• [Goal]
Retype only what runs from the first line of the listing to the line holding "3.32c.12.22.37.29.59.22l2.39-.96c.5.38 1.03.7 1.62.94l.36", both included. Do not retype the pictures.

<<<<

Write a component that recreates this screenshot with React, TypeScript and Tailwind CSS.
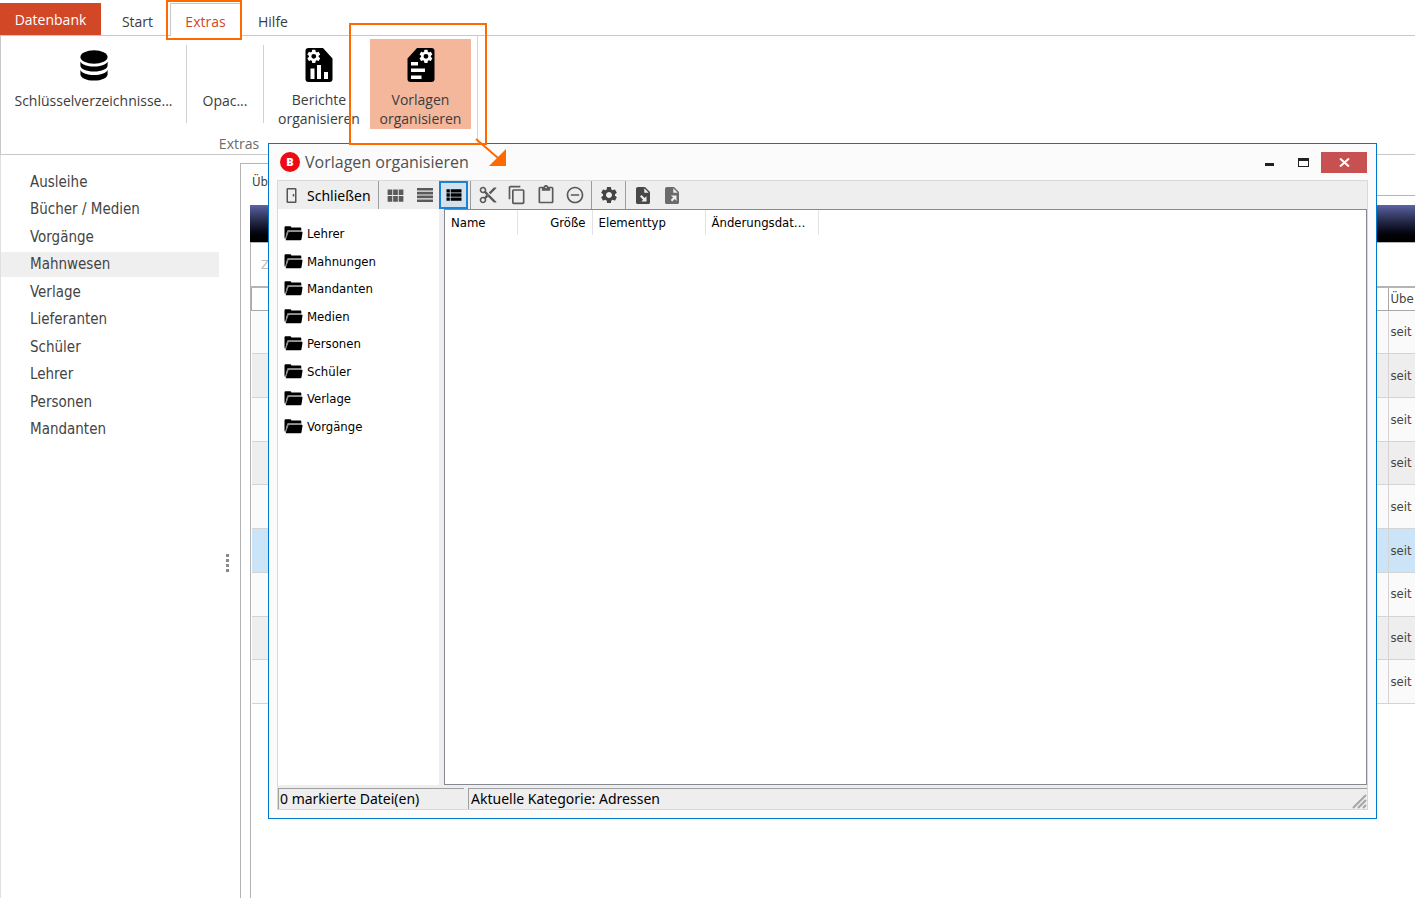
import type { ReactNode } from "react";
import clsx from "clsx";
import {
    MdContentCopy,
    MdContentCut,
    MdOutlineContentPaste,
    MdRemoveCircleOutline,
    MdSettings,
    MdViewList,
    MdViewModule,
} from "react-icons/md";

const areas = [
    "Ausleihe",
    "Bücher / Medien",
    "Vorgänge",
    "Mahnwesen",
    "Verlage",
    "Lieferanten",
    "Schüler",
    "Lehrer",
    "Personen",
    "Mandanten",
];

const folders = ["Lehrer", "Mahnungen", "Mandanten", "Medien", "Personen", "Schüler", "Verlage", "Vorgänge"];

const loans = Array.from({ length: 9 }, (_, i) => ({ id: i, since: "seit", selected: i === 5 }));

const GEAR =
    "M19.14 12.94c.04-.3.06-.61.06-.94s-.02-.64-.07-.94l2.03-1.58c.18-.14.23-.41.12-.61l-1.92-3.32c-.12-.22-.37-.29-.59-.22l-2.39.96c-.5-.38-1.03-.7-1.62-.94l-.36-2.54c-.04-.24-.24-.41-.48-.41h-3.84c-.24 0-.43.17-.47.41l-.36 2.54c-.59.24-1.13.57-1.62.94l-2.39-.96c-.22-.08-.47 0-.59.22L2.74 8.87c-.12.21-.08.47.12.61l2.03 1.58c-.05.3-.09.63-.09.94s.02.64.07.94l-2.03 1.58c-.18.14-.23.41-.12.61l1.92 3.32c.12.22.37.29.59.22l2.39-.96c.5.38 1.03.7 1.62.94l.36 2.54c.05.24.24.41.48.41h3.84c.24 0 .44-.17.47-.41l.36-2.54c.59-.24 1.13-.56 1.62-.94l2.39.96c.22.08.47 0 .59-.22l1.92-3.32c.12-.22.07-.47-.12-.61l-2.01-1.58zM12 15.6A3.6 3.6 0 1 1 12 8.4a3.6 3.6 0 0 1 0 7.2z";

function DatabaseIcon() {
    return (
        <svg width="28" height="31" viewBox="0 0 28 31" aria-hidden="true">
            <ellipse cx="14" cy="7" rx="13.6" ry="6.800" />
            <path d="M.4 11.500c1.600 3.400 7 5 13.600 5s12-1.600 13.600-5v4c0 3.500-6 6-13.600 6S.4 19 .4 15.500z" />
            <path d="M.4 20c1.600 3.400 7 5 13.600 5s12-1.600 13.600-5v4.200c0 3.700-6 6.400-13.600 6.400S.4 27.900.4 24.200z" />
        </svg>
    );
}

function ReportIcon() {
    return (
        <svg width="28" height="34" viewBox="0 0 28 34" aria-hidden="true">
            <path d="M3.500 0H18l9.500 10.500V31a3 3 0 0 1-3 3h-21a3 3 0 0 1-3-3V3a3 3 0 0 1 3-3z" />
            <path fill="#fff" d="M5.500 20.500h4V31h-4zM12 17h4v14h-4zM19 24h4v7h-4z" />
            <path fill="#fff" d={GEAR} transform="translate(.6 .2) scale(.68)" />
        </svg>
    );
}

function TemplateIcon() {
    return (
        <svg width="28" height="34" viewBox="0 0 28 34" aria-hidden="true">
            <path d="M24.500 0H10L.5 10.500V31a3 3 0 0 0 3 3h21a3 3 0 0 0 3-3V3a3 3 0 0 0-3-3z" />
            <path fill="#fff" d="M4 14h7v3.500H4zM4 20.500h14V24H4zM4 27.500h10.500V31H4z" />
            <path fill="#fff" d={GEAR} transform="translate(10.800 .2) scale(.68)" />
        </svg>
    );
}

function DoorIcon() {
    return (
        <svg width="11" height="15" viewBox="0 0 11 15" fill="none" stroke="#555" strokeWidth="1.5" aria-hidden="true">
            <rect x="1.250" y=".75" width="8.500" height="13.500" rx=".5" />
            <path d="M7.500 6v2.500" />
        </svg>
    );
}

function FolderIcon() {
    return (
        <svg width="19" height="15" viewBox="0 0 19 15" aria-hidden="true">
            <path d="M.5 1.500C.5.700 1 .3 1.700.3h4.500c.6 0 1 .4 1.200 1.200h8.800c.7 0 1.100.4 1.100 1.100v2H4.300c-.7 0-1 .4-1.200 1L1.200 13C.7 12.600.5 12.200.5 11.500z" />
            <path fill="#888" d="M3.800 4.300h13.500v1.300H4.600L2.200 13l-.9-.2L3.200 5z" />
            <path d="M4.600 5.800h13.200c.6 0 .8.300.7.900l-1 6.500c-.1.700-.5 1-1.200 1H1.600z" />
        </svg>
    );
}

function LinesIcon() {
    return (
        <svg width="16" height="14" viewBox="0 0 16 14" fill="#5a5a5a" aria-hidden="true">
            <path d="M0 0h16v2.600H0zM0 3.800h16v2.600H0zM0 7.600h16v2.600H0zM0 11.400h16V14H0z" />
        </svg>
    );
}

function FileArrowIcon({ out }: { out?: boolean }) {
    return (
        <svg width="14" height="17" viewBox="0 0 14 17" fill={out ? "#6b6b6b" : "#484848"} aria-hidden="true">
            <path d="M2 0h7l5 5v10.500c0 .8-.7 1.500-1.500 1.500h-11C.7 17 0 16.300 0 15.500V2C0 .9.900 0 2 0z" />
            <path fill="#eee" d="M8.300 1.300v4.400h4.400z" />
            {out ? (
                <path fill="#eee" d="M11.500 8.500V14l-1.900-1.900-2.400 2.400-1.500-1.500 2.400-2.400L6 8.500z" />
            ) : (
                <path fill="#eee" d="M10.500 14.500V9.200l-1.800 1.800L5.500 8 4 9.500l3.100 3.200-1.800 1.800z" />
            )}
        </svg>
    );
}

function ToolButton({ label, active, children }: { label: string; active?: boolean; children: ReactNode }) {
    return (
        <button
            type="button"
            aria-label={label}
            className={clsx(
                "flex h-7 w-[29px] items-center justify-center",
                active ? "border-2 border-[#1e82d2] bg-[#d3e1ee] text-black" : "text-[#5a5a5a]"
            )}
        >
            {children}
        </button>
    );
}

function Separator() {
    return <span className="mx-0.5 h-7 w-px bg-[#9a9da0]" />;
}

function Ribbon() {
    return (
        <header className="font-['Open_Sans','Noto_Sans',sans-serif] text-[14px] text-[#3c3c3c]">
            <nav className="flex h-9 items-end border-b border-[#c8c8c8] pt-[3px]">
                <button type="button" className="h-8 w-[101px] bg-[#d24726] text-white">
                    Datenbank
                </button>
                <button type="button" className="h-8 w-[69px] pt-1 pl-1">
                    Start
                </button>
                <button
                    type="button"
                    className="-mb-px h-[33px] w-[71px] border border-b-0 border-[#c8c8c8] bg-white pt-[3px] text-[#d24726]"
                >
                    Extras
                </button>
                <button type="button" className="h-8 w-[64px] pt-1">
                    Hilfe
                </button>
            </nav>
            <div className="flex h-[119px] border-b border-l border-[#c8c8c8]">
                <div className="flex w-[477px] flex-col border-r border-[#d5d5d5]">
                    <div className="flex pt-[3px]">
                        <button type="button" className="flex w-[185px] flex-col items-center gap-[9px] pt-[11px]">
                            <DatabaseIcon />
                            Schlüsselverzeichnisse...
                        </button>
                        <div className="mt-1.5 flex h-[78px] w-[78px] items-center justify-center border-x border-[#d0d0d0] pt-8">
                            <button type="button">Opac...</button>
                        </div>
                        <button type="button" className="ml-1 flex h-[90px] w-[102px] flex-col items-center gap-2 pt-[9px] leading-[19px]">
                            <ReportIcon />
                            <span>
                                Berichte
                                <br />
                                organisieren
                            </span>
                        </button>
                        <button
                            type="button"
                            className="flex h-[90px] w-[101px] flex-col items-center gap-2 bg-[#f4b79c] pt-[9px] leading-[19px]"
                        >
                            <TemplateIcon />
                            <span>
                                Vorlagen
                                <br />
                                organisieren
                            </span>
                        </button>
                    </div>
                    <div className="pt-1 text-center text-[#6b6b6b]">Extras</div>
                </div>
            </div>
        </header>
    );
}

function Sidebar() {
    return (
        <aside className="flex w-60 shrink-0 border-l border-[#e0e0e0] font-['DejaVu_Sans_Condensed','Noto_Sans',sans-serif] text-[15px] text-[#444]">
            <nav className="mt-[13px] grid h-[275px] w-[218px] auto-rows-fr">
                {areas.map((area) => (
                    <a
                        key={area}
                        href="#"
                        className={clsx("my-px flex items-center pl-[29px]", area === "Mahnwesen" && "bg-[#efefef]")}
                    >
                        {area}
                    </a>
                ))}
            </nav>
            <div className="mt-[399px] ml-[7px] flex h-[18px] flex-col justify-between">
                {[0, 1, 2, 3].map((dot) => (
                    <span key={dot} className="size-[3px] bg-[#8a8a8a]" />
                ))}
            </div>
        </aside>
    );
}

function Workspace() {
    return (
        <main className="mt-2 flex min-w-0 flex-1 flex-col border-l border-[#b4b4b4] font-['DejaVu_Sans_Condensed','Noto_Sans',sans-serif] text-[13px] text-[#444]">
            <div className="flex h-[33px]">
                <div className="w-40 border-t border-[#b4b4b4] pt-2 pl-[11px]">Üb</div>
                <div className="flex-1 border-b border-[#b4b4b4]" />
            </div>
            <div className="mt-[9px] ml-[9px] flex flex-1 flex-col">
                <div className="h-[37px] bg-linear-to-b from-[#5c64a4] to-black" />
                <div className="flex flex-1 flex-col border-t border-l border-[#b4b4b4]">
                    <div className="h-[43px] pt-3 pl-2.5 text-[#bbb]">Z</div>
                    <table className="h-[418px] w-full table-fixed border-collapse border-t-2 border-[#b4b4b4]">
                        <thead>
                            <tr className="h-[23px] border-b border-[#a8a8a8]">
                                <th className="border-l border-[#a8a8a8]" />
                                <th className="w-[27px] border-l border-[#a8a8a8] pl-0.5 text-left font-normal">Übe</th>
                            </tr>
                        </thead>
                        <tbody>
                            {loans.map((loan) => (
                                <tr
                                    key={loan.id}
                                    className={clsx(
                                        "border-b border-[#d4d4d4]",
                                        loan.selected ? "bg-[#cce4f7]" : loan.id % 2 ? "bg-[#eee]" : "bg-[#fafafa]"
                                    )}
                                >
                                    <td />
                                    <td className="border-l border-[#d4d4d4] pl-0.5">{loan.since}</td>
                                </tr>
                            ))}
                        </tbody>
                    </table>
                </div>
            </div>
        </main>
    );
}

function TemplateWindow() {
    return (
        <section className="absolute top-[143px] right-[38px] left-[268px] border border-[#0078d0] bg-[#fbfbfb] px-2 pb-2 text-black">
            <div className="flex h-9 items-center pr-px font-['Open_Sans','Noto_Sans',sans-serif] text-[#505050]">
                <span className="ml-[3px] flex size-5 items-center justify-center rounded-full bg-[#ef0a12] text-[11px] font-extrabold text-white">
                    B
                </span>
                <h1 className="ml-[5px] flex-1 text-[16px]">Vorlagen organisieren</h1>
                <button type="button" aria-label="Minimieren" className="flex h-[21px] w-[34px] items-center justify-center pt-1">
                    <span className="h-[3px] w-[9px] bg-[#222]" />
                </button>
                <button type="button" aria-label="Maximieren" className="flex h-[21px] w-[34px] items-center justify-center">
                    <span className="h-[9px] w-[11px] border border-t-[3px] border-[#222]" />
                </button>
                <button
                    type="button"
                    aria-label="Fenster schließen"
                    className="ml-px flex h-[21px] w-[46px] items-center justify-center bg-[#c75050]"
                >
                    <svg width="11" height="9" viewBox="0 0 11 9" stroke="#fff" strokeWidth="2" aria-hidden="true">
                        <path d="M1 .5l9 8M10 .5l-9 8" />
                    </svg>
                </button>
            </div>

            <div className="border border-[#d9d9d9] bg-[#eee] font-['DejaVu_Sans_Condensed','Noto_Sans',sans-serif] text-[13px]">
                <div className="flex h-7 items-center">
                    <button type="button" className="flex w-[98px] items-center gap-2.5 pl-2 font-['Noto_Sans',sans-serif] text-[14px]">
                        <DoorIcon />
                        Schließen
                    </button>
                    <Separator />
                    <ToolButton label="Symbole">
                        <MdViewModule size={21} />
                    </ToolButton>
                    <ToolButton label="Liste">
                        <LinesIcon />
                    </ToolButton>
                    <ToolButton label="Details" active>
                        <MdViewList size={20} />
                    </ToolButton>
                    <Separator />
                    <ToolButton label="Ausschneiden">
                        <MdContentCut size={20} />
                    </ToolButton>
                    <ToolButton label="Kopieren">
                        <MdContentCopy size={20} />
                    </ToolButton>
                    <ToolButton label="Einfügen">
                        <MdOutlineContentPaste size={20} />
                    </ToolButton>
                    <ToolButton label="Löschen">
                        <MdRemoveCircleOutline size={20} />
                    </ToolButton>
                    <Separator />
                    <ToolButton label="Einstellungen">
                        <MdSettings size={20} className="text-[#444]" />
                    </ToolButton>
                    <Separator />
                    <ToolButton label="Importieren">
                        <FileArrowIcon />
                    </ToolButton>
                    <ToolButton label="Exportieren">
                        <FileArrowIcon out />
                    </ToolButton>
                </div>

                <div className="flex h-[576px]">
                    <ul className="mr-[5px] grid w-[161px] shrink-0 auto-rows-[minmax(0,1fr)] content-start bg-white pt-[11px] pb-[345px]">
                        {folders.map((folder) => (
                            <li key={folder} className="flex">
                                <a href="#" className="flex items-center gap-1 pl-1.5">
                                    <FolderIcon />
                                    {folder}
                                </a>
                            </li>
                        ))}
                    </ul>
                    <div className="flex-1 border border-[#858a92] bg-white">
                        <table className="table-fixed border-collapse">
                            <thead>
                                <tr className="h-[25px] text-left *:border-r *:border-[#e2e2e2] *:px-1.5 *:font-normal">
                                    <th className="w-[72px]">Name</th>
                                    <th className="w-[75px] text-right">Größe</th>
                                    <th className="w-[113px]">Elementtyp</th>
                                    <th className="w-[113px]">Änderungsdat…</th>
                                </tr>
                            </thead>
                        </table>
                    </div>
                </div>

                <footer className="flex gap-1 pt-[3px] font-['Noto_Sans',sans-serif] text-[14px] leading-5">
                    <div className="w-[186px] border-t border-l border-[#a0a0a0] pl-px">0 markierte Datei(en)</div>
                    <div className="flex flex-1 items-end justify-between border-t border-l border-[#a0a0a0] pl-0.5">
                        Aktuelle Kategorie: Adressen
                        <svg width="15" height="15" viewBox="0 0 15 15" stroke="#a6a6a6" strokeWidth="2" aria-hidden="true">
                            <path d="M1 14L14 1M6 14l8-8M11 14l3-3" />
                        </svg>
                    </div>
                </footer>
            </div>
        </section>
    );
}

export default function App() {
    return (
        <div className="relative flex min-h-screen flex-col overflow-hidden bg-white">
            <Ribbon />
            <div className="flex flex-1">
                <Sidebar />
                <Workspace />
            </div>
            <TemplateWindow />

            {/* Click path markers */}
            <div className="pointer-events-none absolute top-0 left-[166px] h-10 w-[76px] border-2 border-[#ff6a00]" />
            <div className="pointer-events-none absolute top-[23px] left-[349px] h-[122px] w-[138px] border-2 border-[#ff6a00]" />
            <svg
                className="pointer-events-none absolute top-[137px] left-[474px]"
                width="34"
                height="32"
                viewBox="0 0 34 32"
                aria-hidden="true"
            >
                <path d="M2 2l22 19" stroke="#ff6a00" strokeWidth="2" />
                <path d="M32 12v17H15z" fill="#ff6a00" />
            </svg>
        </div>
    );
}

>>>>

• [Result]
Write a component that recreates this screenshot with React, TypeScript and Tailwind CSS.
import type { ReactNode } from "react";
import clsx from "clsx";
import {
    MdContentCopy,
    MdContentCut,
    MdOutlineContentPaste,
    MdRemoveCircleOutline,
    MdSettings,
    MdViewList,
    MdViewModule,
} from "react-icons/md";

const areas = [
    "Ausleihe",
    "Bücher / Medien",
    "Vorgänge",
    "Mahnwesen",
    "Verlage",
    "Lieferanten",
    "Schüler",
    "Lehrer",
    "Personen",
    "Mandanten",
];

const folders = ["Lehrer", "Mahnungen", "Mandanten", "Medien", "Personen", "Schüler", "Verlage", "Vorgänge"];

const loans = Array.from({ length: 9 }, (_, i) => ({ id: i, since: "seit", selected: i === 5 }));

const GEAR =
    "M19.14 12.94c.04-.3.06-.61.06-.94s-.02-.64-.07-.94l2.03-1.58c.18-.14.23-.41.12-.61l-1.92-3.32c-.12-.22-.37-.29-.59-.22l-2.39.96c-.5-.38-1.03-.7-1.62-.94l-.36-2.54c-.04-.24-.24-.41-.48-.41h-3.84c-.24 0-.43.17-.47.41l-.36 2.54c-.59.24-1.13.57-1.62.94l-2.39-.96c-.22-.08-.47 0-.59.22L2.74 8.87c-.12.21-.08.47.12.61l2.03 1.58c-.05.3-.09.63-.09.94s.02.64.07.94l-2.03 1.58c-.18.14-.23.41-.12.61l1.92 3.32c.12.22.37.29.59.22l2.39-.96c.5.38 1.03.7 1.62.94l.36 2.54c.05.24.24.41.48.41h3.84c.24 0 .44-.17.47-.41l.36-2.54c.59-.24 1.13-.56 1.62-.94l2.39.96c.22.08.47 0 .59-.22l1.92-3.32c.12-.22.07-.47-.12-.61l-2.01-1.58zM12 15.6A3.6 3.6 0 1 1 12 8.4a3.6 3.6 0 0 1 0 7.2z";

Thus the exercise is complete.